Dabei spricht auch die Bibel davon, wie grausam der Mensch an diesem Folterinstrument Kreuz stirbt. Sie spricht auch von der Demütigung und Schande, die es im Alten Orient bedeutete, gekreuzigt zu werden:

Im Buch Deuteronomium oder dem 5. Buch Mose heißt es: Verflucht ist, wer am Kreuze hängt. Im Philipperbrief spricht Paulus von der tiefsten Erniedrigung, die der Tod am Kreuz für einen Menschen bedeutet.

Jesus hat an einem solchen Kreuz, den Tod besiegt, so glaube ich und bekräftige es im Glaubensbekenntnis: Weil er in seiner Liebe zu den Menschen auch diesen letzten Schritt getan hat. Ausgerechnet am Kreuz sollte sich so zeigen, wie sich Gewalt und Grausamkeit entlarven, überwinden, besiegen lassen.

So ist dieses Kreuz für die Christen sogar zu dem Erkennungszeichen geworden, zum Zeichen der Hoffnung.
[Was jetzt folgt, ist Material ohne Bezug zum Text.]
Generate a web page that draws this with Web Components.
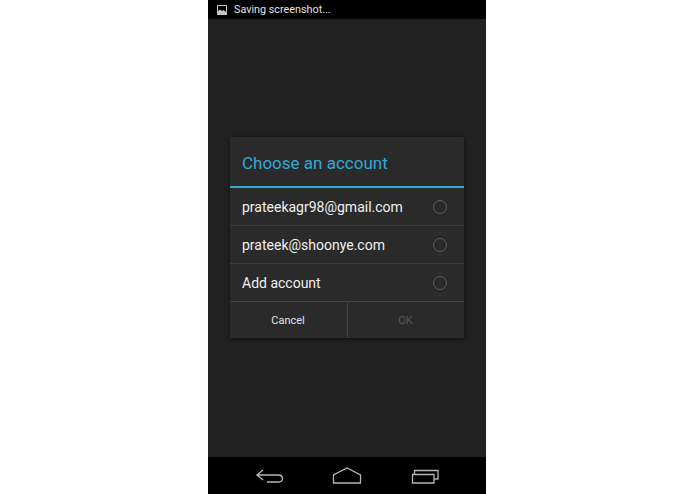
<!DOCTYPE html>
<html>
<head>
<meta charset="utf-8">
<style>
  html,body{margin:0;height:100%;background:#fff;font-family:Roboto,"Noto Sans",sans-serif;}
  body{display:flex;padding-left:208px;box-sizing:border-box;}
</style>
</head>
<body>
<phone-screen>
  <status-bar slot="top">Saving screenshot...</status-bar>
  <account-dialog title-text="Choose an account">
    <account-row>prateekagr98@gmail.com</account-row>
    <account-row>prateek@shoonye.com</account-row>
    <account-row>Add account</account-row>
  </account-dialog>
  <nav-bar slot="bottom"></nav-bar>
</phone-screen>
<script>
class PhoneScreen extends HTMLElement{
  constructor(){
    super()
    this.attachShadow({mode:'open'}).innerHTML=`
    <style>
      :host{display:flex;flex-direction:column;width:278px;height:494px;background:#212122;}
      main{flex:1;display:flex;justify-content:center;align-items:flex-start;padding-top:118px;}
    </style>
    <slot name="top"></slot>
    <main><slot></slot></main>
    <slot name="bottom"></slot>`
  }
}
class StatusBar extends HTMLElement{
  constructor(){
    super()
    this.attachShadow({mode:'open'}).innerHTML=`
    <style>
      :host{display:flex;align-items:center;height:19px;background:#000;color:#e0e0e0;font-size:10.8px;padding-left:9px;box-sizing:border-box;}
      svg{width:10px;height:10px;margin-right:7px;flex:none;}
    </style>
    <svg viewBox="0 0 10 10"><rect x=".5" y=".5" width="9" height="9" fill="none" stroke="#c4c4c4"/><path d="M1 9V6l2-1.5L5 6l1.5-1L9 7v2z" fill="#c4c4c4"/></svg>
    <slot></slot>`
  }
}
class AccountDialog extends HTMLElement{
  constructor(){
    super()
    this.attachShadow({mode:'open'}).innerHTML=`
    <style>
      :host{display:block;width:234px;margin-left:-1px;background:#2a2a2a;box-shadow:0 1px 4px rgba(0,0,0,.55);}
      h2{margin:0;height:49px;line-height:53px;padding-left:12.500px;font-size:17px;font-weight:400;color:#33a9d6;border-bottom:2px solid #33a9d6;}
      .buttons{display:flex;height:36px;border-top:1px solid #424242;}
      .buttons div{flex:1;display:flex;align-items:center;justify-content:center;font-size:11px;color:#e2e2e2;}
      .buttons div:first-child{flex:0 0 117px;}
      .buttons div+div{border-left:1px solid #424242;color:#585858;}
    </style>
    <h2></h2>
    <slot></slot>
    <div class="buttons"><div>Cancel</div><div>OK</div></div>`
    this.shadowRoot.querySelector('h2').textContent=this.getAttribute('title-text')
  }
}
class AccountRow extends HTMLElement{
  constructor(){
    super()
    this.attachShadow({mode:'open'}).innerHTML=`
    <style>
      :host{display:flex;align-items:center;justify-content:space-between;height:37px;padding:0 17px 0 12.500px;color:#f0f0f0;font-size:14px;}
      :host(:not(:last-child)){border-bottom:1px solid #3d3d3d;}
      i{width:12px;height:12px;border:1px solid #5e5e5e;border-radius:50%;}
    </style>
    <slot></slot><i></i>`
  }
}
class NavBar extends HTMLElement{
  constructor(){
    super()
    this.attachShadow({mode:'open'}).innerHTML=`
    <style>
      :host{display:block;height:37px;background:#000;}
      svg{display:block;width:278px;height:37px;}
      path{fill:none;stroke:#b5b5b5;stroke-width:1.3;}
    </style>
    <svg viewBox="0 0 278 37">
      <path d="M55 13l-6 5 6 5M49 18h21q4.500 0 4.500 3.500t-4.500 3.500H59"/>
      <path d="M125.500 26V18l13.500-7 13.500 7v8z"/>
      <path d="M204.500 17.500h21.500v8.500h-21.500zM206.500 17V13.500h23.500v8.500h-4"/>
    </svg>`
  }
}
customElements.define('phone-screen',PhoneScreen)
customElements.define('status-bar',StatusBar)
customElements.define('account-dialog',AccountDialog)
customElements.define('account-row',AccountRow)
customElements.define('nav-bar',NavBar)
</script>
</body>
</html>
Dieses Hoffnungs- und Siegeszeichen bleibt aber ein Kreuz, Zeichen der Gewalt und der Grausamkeit. Die Theologie spricht von einem Paradox. Und ich sehe im Bild des gekreuzigten Jesus zur Zeit auch die acht gekreuzigten Männer in Syrien. Das Kreuz ist wahrlich kein harmloses Symbol.